| MATERIAL |
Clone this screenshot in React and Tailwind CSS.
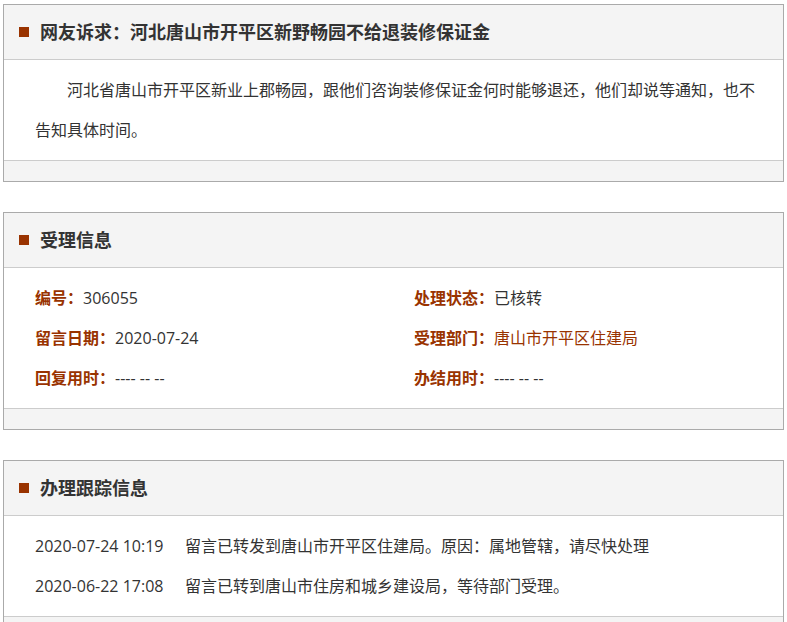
const font = { fontFamily: '"Open Sans", "Noto Sans CJK SC", sans-serif' };

function Panel({ title, children }) {
  return (
    <div className="mx-[3px] border border-[#aaaaaa] bg-white">
      <div className="h-[55px] bg-[#f4f4f4] border-b border-[#cccccc] flex items-center pl-[15px]">
        <span className="w-[10px] h-[10px] bg-[#993300] mr-[11px]" />
        <h2 className="text-[18px] font-bold text-[#333333]">{title}</h2>
      </div>
      <div className="py-[10px] pl-[31px] pr-[20px] text-[16px] leading-[40px] text-[#333333]">
        {children}
      </div>
      <div className="h-[21px] bg-[#f4f4f4] border-t border-[#cccccc]" />
    </div>
  );
}

function Field({ label, value, link }) {
  return (
    <div>
      <span className="font-bold text-[#993300]">{label}：</span>
      <span className={link ? 'text-[#993300]' : 'text-[#333333]'}>{value}</span>
    </div>
  );
}

export default function App() {
  const track = [
    ['2020-07-24 10:19', '留言已转发到唐山市开平区住建局。原因：属地管辖，请尽快处理'],
    ['2020-06-22 17:08', '留言已转到唐山市住房和城乡建设局，等待部门受理。'],
  ];
  return (
    <div className="bg-white min-h-screen pt-[4px] flex flex-col gap-[30px]" style={font}>
      <Panel title="网友诉求：河北唐山市开平区新野畅园不给退装修保证金">
        <p className="indent-[32px]">
          河北省唐山市开平区新业上郡畅园，跟他们咨询装修保证金何时能够退还，他们却说等通知，也不告知具体时间。
        </p>
      </Panel>

      <Panel title="受理信息">
        <div className="grid grid-cols-[379px_1fr]">
          <Field label="编号" value="306055" />
          <Field label="处理状态" value="已核转" />
          <Field label="留言日期" value="2020-07-24" />
          <Field label="受理部门" value="唐山市开平区住建局" link />
          <Field label="回复用时" value="---- -- --" />
          <Field label="办结用时" value="---- -- --" />
        </div>
      </Panel>

      <Panel title="办理跟踪信息">
        {track.map(([t, msg]) => (
          <div key={t} className="flex">
            <span className="w-[150px] shrink-0">{t}</span>
            <span>{msg}</span>
          </div>
        ))}
      </Panel>
    </div>
  );
}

| YOUR INSTRUCTIONS |
Restate the whole listing above exactly, please, omitting every image.

| PROBLEM SOLUTION |
Clone this screenshot in React and Tailwind CSS.
const font = { fontFamily: '"Open Sans", "Noto Sans CJK SC", sans-serif' };

function Panel({ title, children }) {
  return (
    <div className="mx-[3px] border border-[#aaaaaa] bg-white">
      <div className="h-[55px] bg-[#f4f4f4] border-b border-[#cccccc] flex items-center pl-[15px]">
        <span className="w-[10px] h-[10px] bg-[#993300] mr-[11px]" />
        <h2 className="text-[18px] font-bold text-[#333333]">{title}</h2>
      </div>
      <div className="py-[10px] pl-[31px] pr-[20px] text-[16px] leading-[40px] text-[#333333]">
        {children}
      </div>
      <div className="h-[21px] bg-[#f4f4f4] border-t border-[#cccccc]" />
    </div>
  );
}

function Field({ label, value, link }) {
  return (
    <div>
      <span className="font-bold text-[#993300]">{label}：</span>
      <span className={link ? 'text-[#993300]' : 'text-[#333333]'}>{value}</span>
    </div>
  );
}

export default function App() {
  const track = [
    ['2020-07-24 10:19', '留言已转发到唐山市开平区住建局。原因：属地管辖，请尽快处理'],
    ['2020-06-22 17:08', '留言已转到唐山市住房和城乡建设局，等待部门受理。'],
  ];
  return (
    <div className="bg-white min-h-screen pt-[4px] flex flex-col gap-[30px]" style={font}>
      <Panel title="网友诉求：河北唐山市开平区新野畅园不给退装修保证金">
        <p className="indent-[32px]">
          河北省唐山市开平区新业上郡畅园，跟他们咨询装修保证金何时能够退还，他们却说等通知，也不告知具体时间。
        </p>
      </Panel>

      <Panel title="受理信息">
        <div className="grid grid-cols-[379px_1fr]">
          <Field label="编号" value="306055" />
          <Field label="处理状态" value="已核转" />
          <Field label="留言日期" value="2020-07-24" />
          <Field label="受理部门" value="唐山市开平区住建局" link />
          <Field label="回复用时" value="---- -- --" />
          <Field label="办结用时" value="---- -- --" />
        </div>
      </Panel>

      <Panel title="办理跟踪信息">
        {track.map(([t, msg]) => (
          <div key={t} className="flex">
            <span className="w-[150px] shrink-0">{t}</span>
            <span>{msg}</span>
          </div>
        ))}
      </Panel>
    </div>
  );
}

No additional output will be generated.